**INSTRUCTIONS FOR THE TASK:** Pull out every line of the listing below where "html" appears.

**DATASET CONTENT:**
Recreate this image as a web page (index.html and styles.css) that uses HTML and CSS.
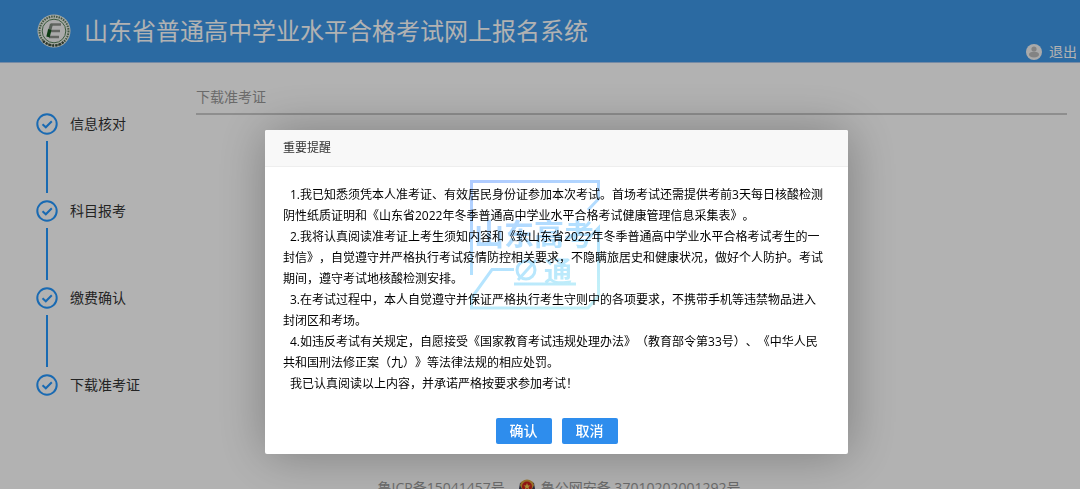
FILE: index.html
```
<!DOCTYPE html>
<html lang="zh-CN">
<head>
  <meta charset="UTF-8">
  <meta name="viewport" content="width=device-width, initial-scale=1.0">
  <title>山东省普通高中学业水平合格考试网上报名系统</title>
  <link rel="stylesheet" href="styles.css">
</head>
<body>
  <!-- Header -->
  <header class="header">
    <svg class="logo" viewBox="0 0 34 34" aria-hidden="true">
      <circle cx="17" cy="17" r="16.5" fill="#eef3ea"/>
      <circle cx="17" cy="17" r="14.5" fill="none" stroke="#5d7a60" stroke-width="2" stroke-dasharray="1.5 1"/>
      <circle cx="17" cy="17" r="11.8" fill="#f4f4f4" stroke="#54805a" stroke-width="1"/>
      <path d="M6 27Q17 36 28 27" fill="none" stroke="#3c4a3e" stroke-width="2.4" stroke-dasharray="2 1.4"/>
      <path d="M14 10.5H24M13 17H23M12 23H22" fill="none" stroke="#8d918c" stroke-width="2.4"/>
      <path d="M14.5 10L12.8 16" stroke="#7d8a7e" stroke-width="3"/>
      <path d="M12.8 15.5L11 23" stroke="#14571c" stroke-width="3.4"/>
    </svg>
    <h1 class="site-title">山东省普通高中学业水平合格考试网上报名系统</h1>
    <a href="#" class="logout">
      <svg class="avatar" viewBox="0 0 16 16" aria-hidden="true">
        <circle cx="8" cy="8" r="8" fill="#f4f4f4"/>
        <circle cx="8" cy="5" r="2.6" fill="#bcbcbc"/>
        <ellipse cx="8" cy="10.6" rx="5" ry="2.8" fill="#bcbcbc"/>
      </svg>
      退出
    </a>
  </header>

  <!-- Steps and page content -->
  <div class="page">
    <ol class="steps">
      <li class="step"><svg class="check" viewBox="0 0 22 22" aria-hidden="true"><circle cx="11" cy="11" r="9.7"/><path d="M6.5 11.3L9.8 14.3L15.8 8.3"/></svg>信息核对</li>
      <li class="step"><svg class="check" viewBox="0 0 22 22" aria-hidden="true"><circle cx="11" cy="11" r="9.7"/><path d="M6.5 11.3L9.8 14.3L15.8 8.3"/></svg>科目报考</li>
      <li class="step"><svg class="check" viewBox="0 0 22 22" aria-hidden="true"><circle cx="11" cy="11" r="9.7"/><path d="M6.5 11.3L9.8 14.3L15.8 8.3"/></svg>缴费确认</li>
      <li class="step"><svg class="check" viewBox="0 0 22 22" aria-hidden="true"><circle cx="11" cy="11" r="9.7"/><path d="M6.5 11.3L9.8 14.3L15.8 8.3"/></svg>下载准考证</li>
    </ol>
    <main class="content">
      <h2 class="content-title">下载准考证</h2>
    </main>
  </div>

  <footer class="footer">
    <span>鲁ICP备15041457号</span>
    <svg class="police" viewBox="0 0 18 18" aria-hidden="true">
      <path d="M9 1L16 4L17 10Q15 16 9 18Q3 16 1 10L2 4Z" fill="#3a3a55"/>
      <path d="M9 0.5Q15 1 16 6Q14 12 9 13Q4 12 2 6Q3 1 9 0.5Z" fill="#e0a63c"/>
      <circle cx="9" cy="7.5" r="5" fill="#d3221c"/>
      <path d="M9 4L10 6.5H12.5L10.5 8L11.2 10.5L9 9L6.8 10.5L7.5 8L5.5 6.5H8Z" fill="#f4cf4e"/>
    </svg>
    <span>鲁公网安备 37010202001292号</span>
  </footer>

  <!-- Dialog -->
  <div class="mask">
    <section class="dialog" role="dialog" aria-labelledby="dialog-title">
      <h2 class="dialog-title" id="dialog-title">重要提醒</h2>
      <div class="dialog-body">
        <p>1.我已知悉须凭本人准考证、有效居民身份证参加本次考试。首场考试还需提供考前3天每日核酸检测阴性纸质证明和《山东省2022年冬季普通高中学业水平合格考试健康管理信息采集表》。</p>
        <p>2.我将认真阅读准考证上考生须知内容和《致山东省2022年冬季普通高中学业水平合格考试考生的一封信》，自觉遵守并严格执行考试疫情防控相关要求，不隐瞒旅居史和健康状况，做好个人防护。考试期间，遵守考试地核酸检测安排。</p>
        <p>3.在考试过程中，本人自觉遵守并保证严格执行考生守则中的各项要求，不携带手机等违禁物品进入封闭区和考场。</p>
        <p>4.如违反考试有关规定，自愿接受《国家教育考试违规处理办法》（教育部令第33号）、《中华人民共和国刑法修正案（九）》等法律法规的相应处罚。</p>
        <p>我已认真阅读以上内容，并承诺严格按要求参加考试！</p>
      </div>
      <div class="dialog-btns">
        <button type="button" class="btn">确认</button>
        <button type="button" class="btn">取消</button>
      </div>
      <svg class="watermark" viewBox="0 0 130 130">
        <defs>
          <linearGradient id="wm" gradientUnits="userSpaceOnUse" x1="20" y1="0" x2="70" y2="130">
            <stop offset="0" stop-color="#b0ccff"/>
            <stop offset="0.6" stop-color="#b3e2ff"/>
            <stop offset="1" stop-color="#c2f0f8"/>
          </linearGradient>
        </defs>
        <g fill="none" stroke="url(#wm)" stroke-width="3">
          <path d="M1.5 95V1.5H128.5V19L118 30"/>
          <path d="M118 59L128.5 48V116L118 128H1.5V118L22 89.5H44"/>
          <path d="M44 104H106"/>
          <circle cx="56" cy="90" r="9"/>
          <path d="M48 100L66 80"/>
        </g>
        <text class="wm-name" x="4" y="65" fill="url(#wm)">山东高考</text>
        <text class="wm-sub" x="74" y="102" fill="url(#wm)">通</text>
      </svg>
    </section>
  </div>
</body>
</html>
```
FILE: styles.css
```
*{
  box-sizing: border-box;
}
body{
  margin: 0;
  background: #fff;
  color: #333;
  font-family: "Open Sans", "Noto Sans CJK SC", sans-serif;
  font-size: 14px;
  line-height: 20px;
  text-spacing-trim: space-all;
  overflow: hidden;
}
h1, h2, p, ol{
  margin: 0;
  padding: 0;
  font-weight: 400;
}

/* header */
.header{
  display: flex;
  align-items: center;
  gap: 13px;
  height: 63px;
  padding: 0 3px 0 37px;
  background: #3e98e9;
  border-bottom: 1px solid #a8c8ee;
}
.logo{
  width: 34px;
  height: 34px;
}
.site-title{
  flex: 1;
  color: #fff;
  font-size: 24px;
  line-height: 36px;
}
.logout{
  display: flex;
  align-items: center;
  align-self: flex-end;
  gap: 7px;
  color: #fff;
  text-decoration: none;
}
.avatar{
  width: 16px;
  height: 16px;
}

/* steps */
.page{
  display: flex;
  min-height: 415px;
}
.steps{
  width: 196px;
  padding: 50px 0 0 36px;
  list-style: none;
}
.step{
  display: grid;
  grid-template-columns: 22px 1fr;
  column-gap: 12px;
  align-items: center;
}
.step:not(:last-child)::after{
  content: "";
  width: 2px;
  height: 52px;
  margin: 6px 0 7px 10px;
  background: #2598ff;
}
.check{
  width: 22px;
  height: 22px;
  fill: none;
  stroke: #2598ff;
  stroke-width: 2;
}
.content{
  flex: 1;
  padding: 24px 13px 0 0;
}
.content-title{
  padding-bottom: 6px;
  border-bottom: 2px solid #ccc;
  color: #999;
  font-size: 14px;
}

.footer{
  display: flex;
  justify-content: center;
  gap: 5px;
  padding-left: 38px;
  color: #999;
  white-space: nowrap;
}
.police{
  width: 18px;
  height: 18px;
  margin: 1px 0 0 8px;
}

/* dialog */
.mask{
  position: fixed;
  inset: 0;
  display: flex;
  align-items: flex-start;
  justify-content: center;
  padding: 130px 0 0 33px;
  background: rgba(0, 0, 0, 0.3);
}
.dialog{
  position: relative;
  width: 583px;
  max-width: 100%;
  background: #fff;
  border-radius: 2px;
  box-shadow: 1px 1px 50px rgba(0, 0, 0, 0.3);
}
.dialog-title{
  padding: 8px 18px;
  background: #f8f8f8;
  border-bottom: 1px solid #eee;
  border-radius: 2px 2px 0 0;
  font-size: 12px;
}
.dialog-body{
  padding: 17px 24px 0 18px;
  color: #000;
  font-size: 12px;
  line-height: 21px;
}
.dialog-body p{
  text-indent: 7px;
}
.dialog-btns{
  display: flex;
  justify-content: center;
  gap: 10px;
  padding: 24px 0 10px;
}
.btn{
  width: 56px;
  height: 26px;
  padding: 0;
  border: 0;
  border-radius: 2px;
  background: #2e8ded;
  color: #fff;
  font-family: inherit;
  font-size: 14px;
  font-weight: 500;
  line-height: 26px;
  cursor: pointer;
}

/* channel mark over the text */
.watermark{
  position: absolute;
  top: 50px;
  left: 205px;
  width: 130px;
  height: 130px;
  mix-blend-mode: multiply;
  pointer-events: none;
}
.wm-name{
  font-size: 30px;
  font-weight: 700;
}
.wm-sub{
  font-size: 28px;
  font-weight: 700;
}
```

---

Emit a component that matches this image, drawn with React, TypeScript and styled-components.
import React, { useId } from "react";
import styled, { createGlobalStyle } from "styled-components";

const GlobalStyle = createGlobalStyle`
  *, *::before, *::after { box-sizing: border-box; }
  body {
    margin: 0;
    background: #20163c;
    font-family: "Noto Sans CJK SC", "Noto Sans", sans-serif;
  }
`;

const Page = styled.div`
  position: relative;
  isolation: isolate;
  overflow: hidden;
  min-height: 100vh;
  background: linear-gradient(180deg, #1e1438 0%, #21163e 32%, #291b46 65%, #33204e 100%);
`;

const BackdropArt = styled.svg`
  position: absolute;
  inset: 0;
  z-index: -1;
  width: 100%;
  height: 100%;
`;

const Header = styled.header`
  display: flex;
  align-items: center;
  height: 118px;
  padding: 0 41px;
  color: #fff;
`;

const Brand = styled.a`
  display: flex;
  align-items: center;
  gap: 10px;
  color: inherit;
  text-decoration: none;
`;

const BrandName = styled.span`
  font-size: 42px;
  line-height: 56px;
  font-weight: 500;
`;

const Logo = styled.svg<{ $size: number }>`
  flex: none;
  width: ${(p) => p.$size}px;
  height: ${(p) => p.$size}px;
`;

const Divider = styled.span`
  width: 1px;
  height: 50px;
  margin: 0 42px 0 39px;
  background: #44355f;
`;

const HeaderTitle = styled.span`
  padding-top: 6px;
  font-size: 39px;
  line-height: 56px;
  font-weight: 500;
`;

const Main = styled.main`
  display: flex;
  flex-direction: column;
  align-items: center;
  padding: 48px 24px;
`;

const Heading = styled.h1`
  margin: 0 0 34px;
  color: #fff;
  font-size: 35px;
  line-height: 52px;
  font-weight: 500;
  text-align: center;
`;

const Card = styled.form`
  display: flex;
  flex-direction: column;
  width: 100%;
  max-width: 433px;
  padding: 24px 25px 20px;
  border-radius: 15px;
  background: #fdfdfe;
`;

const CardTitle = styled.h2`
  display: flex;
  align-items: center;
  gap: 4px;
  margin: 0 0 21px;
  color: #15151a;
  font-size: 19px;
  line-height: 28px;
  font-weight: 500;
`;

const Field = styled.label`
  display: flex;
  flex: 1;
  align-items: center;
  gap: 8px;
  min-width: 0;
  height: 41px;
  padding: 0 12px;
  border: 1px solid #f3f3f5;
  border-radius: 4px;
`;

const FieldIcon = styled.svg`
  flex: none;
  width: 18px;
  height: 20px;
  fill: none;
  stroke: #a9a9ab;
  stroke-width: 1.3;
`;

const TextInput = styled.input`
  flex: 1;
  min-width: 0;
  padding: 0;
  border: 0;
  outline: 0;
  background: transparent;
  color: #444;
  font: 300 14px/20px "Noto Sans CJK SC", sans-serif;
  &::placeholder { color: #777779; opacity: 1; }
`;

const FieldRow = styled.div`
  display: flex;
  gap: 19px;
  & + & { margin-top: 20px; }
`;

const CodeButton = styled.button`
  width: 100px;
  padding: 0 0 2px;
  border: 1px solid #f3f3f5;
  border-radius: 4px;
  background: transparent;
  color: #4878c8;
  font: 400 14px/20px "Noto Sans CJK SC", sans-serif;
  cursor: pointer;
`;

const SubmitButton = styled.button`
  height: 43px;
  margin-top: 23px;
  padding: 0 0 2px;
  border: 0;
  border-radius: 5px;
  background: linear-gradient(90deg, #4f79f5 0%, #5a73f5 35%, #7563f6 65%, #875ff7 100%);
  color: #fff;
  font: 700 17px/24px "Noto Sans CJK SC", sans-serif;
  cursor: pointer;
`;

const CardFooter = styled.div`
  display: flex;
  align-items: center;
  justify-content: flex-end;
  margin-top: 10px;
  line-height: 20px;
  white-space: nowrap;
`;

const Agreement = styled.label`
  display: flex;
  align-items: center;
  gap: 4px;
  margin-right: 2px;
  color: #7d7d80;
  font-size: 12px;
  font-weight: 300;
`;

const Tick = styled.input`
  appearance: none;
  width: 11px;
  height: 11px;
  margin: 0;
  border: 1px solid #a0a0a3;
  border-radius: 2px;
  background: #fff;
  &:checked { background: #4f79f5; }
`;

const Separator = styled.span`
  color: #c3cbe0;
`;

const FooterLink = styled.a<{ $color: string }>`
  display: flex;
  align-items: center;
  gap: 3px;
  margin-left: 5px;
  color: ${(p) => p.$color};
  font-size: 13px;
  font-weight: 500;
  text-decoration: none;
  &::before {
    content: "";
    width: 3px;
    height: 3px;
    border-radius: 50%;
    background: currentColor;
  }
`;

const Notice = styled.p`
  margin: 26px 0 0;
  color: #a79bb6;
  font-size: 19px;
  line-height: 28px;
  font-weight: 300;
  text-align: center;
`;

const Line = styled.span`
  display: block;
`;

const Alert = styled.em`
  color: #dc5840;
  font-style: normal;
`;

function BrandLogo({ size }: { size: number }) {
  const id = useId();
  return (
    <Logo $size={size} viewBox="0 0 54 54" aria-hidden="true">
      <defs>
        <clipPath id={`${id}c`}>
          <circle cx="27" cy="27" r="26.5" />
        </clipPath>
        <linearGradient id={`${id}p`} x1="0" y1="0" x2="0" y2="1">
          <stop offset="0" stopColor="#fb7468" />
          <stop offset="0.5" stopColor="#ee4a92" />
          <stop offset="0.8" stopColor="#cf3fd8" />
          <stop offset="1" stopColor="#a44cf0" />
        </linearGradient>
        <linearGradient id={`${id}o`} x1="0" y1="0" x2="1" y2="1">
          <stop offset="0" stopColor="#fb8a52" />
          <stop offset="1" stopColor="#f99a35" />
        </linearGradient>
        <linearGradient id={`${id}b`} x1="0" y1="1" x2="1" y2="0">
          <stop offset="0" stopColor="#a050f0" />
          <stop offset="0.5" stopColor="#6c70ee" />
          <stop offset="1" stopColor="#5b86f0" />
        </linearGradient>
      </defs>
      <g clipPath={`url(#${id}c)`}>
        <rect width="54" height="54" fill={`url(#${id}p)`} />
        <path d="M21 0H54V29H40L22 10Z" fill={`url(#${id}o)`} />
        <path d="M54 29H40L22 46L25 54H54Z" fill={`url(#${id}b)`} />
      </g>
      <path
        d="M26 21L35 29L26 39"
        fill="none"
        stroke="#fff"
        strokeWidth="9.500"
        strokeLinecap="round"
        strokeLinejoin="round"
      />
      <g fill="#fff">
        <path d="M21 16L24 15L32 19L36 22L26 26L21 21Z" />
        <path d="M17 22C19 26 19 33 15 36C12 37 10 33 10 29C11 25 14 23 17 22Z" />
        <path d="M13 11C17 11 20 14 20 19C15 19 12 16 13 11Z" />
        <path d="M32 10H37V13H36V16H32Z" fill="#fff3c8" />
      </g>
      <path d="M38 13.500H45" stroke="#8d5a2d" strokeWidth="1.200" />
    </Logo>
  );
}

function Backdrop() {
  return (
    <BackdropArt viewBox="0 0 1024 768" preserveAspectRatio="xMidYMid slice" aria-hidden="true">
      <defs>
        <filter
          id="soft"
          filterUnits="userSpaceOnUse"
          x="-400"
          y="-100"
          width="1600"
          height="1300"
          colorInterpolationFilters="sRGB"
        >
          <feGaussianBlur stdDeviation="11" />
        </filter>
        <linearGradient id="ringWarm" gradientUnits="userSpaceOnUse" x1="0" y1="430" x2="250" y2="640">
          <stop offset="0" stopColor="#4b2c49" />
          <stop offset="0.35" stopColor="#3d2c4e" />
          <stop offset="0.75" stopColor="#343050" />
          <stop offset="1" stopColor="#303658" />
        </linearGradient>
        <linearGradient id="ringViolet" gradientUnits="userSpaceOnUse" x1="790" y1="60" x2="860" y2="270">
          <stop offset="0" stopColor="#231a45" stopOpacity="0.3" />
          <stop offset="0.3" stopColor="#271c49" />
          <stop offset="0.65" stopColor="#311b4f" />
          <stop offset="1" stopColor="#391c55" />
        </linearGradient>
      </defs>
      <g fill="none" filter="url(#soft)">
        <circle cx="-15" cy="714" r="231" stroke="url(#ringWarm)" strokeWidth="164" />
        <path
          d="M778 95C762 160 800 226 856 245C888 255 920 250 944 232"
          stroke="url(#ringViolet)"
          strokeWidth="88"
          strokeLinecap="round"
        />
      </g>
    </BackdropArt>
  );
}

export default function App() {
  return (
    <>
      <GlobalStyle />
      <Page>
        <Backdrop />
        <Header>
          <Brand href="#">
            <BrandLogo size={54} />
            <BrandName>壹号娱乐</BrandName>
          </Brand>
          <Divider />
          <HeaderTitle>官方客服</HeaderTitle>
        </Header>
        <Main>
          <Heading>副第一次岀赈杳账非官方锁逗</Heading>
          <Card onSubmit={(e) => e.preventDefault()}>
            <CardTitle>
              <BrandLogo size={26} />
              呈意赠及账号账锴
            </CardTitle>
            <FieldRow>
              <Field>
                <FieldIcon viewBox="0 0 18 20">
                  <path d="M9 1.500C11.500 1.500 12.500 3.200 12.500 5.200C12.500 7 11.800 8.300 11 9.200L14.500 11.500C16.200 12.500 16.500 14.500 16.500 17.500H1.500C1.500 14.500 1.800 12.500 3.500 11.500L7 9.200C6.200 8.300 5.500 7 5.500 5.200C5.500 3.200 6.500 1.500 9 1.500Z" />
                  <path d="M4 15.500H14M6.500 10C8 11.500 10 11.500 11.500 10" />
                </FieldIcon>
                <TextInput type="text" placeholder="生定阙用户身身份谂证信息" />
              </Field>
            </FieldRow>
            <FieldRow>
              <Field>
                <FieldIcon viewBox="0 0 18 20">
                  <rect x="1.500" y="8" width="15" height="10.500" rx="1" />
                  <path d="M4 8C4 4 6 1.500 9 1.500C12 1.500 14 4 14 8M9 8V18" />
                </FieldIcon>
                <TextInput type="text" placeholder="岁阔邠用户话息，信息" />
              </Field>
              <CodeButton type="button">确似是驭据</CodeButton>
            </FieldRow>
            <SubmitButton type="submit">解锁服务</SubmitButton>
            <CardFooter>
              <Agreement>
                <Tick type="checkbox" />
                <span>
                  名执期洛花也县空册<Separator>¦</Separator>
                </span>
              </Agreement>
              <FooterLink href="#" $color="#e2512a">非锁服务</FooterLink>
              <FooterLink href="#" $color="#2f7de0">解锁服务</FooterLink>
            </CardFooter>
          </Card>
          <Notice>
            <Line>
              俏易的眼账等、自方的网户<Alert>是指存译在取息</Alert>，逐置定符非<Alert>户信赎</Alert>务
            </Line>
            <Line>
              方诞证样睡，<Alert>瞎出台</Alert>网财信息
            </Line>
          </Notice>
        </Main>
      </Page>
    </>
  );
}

**RESULT FOR THIS EXERCISE:**
Recreate this image as a web page (index.html and styles.css) that uses HTML and CSS.
FILE: index.html
<!DOCTYPE html>
<html lang="zh-CN">
</html>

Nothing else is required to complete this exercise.